# WORK INSTRUCTIONS:
The listing below is to be output in its exact form.

# RECORDED INFORMATION:
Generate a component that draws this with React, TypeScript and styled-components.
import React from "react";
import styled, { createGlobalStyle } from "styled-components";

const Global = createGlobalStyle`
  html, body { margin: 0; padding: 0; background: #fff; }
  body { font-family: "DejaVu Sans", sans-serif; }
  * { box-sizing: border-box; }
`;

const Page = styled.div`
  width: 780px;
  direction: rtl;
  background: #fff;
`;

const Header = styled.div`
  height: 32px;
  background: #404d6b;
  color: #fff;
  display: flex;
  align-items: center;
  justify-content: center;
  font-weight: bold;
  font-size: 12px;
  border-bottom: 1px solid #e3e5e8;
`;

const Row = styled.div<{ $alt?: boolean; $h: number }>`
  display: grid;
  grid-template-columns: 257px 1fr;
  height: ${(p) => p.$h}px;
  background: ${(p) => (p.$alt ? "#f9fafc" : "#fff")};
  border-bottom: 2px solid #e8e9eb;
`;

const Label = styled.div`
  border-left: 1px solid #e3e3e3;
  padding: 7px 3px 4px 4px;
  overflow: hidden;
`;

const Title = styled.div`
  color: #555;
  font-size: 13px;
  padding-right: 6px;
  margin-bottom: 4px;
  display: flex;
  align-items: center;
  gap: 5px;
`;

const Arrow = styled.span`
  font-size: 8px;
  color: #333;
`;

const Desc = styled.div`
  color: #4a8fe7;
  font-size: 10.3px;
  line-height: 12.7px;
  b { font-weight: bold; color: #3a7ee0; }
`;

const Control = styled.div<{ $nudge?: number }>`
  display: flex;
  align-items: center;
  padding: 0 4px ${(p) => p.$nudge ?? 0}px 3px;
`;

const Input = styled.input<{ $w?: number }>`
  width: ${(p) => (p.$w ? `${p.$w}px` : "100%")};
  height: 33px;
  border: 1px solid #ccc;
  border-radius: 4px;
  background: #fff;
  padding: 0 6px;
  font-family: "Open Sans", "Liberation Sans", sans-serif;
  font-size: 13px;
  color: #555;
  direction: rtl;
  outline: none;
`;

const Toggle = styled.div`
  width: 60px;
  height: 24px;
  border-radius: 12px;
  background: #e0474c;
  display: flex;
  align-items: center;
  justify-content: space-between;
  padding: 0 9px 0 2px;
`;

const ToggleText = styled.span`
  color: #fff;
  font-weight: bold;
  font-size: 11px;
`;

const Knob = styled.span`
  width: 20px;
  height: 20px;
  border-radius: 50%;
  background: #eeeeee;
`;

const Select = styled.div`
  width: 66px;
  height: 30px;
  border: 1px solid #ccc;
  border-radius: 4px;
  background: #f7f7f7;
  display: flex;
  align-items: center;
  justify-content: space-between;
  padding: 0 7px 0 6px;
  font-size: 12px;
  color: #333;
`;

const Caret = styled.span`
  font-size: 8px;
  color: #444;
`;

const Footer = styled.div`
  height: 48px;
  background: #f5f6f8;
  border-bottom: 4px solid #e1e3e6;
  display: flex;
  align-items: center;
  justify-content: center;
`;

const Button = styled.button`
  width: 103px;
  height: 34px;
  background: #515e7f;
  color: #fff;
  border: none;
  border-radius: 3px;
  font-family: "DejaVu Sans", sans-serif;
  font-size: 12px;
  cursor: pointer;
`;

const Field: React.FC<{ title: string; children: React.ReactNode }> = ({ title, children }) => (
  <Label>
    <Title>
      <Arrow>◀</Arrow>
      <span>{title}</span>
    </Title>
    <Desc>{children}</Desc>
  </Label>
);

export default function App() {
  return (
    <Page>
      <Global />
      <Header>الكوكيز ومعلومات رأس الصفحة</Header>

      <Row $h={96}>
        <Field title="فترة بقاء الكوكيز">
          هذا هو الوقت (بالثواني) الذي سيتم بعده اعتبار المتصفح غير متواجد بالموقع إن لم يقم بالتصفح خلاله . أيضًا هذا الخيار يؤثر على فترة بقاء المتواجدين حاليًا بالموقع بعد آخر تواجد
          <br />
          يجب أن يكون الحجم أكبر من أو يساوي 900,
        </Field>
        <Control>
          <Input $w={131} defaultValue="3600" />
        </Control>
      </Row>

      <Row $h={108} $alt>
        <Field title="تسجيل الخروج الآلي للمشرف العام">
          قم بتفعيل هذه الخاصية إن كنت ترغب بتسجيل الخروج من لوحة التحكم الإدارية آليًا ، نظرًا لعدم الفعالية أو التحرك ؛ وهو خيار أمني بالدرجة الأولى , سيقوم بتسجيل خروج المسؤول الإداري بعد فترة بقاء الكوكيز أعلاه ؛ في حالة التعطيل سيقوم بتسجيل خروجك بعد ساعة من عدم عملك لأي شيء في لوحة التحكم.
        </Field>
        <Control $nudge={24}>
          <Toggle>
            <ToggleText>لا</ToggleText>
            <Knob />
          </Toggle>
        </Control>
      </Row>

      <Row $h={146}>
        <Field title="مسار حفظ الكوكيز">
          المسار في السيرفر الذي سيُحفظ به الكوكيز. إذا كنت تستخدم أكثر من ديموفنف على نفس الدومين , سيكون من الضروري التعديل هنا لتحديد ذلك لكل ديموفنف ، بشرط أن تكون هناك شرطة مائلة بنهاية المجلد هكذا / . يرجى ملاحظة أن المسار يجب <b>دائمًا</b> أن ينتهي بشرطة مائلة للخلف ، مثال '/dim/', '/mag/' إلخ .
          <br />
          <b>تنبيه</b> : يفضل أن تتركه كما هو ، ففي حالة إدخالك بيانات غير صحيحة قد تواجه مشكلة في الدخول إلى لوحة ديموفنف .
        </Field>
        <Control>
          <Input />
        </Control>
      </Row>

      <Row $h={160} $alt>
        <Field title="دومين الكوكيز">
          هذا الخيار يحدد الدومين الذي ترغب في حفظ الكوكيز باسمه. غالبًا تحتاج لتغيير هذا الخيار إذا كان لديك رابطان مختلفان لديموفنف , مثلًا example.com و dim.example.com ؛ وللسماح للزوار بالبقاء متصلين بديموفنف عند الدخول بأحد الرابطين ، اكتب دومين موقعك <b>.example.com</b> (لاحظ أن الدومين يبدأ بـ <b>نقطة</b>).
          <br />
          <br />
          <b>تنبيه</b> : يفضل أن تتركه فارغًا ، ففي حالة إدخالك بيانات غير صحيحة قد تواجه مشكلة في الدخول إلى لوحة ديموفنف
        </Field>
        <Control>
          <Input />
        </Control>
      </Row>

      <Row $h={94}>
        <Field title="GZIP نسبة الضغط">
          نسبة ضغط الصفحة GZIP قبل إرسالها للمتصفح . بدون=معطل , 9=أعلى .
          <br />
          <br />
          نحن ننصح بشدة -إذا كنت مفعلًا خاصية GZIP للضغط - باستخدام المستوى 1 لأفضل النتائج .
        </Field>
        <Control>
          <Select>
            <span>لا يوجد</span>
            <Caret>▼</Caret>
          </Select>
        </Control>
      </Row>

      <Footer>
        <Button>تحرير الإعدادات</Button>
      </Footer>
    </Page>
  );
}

# RESULT:
Generate a component that draws this with React, TypeScript and styled-components.
import React from "react";
import styled, { createGlobalStyle } from "styled-components";

const Global = createGlobalStyle`
  html, body { margin: 0; padding: 0; background: #fff; }
  body { font-family: "DejaVu Sans", sans-serif; }
  * { box-sizing: border-box; }
`;

const Page = styled.div`
  width: 780px;
  direction: rtl;
  background: #fff;
`;

const Header = styled.div`
  height: 32px;
  background: #404d6b;
  color: #fff;
  display: flex;
  align-items: center;
  justify-content: center;
  font-weight: bold;
  font-size: 12px;
  border-bottom: 1px solid #e3e5e8;
`;

const Row = styled.div<{ $alt?: boolean; $h: number }>`
  display: grid;
  grid-template-columns: 257px 1fr;
  height: ${(p) => p.$h}px;
  background: ${(p) => (p.$alt ? "#f9fafc" : "#fff")};
  border-bottom: 2px solid #e8e9eb;
`;

const Label = styled.div`
  border-left: 1px solid #e3e3e3;
  padding: 7px 3px 4px 4px;
  overflow: hidden;
`;

const Title = styled.div`
  color: #555;
  font-size: 13px;
  padding-right: 6px;
  margin-bottom: 4px;
  display: flex;
  align-items: center;
  gap: 5px;
`;

const Arrow = styled.span`
  font-size: 8px;
  color: #333;
`;

const Desc = styled.div`
  color: #4a8fe7;
  font-size: 10.3px;
  line-height: 12.7px;
  b { font-weight: bold; color: #3a7ee0; }
`;

const Control = styled.div<{ $nudge?: number }>`
  display: flex;
  align-items: center;
  padding: 0 4px ${(p) => p.$nudge ?? 0}px 3px;
`;

const Input = styled.input<{ $w?: number }>`
  width: ${(p) => (p.$w ? `${p.$w}px` : "100%")};
  height: 33px;
  border: 1px solid #ccc;
  border-radius: 4px;
  background: #fff;
  padding: 0 6px;
  font-family: "Open Sans", "Liberation Sans", sans-serif;
  font-size: 13px;
  color: #555;
  direction: rtl;
  outline: none;
`;

const Toggle = styled.div`
  width: 60px;
  height: 24px;
  border-radius: 12px;
  background: #e0474c;
  display: flex;
  align-items: center;
  justify-content: space-between;
  padding: 0 9px 0 2px;
`;

const ToggleText = styled.span`
  color: #fff;
  font-weight: bold;
  font-size: 11px;
`;

const Knob = styled.span`
  width: 20px;
  height: 20px;
  border-radius: 50%;
  background: #eeeeee;
`;

const Select = styled.div`
  width: 66px;
  height: 30px;
  border: 1px solid #ccc;
  border-radius: 4px;
  background: #f7f7f7;
  display: flex;
  align-items: center;
  justify-content: space-between;
  padding: 0 7px 0 6px;
  font-size: 12px;
  color: #333;
`;

const Caret = styled.span`
  font-size: 8px;
  color: #444;
`;

const Footer = styled.div`
  height: 48px;
  background: #f5f6f8;
  border-bottom: 4px solid #e1e3e6;
  display: flex;
  align-items: center;
  justify-content: center;
`;

const Button = styled.button`
  width: 103px;
  height: 34px;
  background: #515e7f;
  color: #fff;
  border: none;
  border-radius: 3px;
  font-family: "DejaVu Sans", sans-serif;
  font-size: 12px;
  cursor: pointer;
`;

const Field: React.FC<{ title: string; children: React.ReactNode }> = ({ title, children }) => (
  <Label>
    <Title>
      <Arrow>◀</Arrow>
      <span>{title}</span>
    </Title>
    <Desc>{children}</Desc>
  </Label>
);

export default function App() {
  return (
    <Page>
      <Global />
      <Header>الكوكيز ومعلومات رأس الصفحة</Header>

      <Row $h={96}>
        <Field title="فترة بقاء الكوكيز">
          هذا هو الوقت (بالثواني) الذي سيتم بعده اعتبار المتصفح غير متواجد بالموقع إن لم يقم بالتصفح خلاله . أيضًا هذا الخيار يؤثر على فترة بقاء المتواجدين حاليًا بالموقع بعد آخر تواجد
          <br />
          يجب أن يكون الحجم أكبر من أو يساوي 900,
        </Field>
        <Control>
          <Input $w={131} defaultValue="3600" />
        </Control>
      </Row>

      <Row $h={108} $alt>
        <Field title="تسجيل الخروج الآلي للمشرف العام">
          قم بتفعيل هذه الخاصية إن كنت ترغب بتسجيل الخروج من لوحة التحكم الإدارية آليًا ، نظرًا لعدم الفعالية أو التحرك ؛ وهو خيار أمني بالدرجة الأولى , سيقوم بتسجيل خروج المسؤول الإداري بعد فترة بقاء الكوكيز أعلاه ؛ في حالة التعطيل سيقوم بتسجيل خروجك بعد ساعة من عدم عملك لأي شيء في لوحة التحكم.
        </Field>
        <Control $nudge={24}>
          <Toggle>
            <ToggleText>لا</ToggleText>
            <Knob />
          </Toggle>
        </Control>
      </Row>

      <Row $h={146}>
        <Field title="مسار حفظ الكوكيز">
          المسار في السيرفر الذي سيُحفظ به الكوكيز. إذا كنت تستخدم أكثر من ديموفنف على نفس الدومين , سيكون من الضروري التعديل هنا لتحديد ذلك لكل ديموفنف ، بشرط أن تكون هناك شرطة مائلة بنهاية المجلد هكذا / . يرجى ملاحظة أن المسار يجب <b>دائمًا</b> أن ينتهي بشرطة مائلة للخلف ، مثال '/dim/', '/mag/' إلخ .
          <br />
          <b>تنبيه</b> : يفضل أن تتركه كما هو ، ففي حالة إدخالك بيانات غير صحيحة قد تواجه مشكلة في الدخول إلى لوحة ديموفنف .
        </Field>
        <Control>
          <Input />
        </Control>
      </Row>

      <Row $h={160} $alt>
        <Field title="دومين الكوكيز">
          هذا الخيار يحدد الدومين الذي ترغب في حفظ الكوكيز باسمه. غالبًا تحتاج لتغيير هذا الخيار إذا كان لديك رابطان مختلفان لديموفنف , مثلًا example.com و dim.example.com ؛ وللسماح للزوار بالبقاء متصلين بديموفنف عند الدخول بأحد الرابطين ، اكتب دومين موقعك <b>.example.com</b> (لاحظ أن الدومين يبدأ بـ <b>نقطة</b>).
          <br />
          <br />
          <b>تنبيه</b> : يفضل أن تتركه فارغًا ، ففي حالة إدخالك بيانات غير صحيحة قد تواجه مشكلة في الدخول إلى لوحة ديموفنف
        </Field>
        <Control>
          <Input />
        </Control>
      </Row>

      <Row $h={94}>
        <Field title="GZIP نسبة الضغط">
          نسبة ضغط الصفحة GZIP قبل إرسالها للمتصفح . بدون=معطل , 9=أعلى .
          <br />
          <br />
          نحن ننصح بشدة -إذا كنت مفعلًا خاصية GZIP للضغط - باستخدام المستوى 1 لأفضل النتائج .
        </Field>
        <Control>
          <Select>
            <span>لا يوجد</span>
            <Caret>▼</Caret>
          </Select>
        </Control>
      </Row>

      <Footer>
        <Button>تحرير الإعدادات</Button>
      </Footer>
    </Page>
  );
}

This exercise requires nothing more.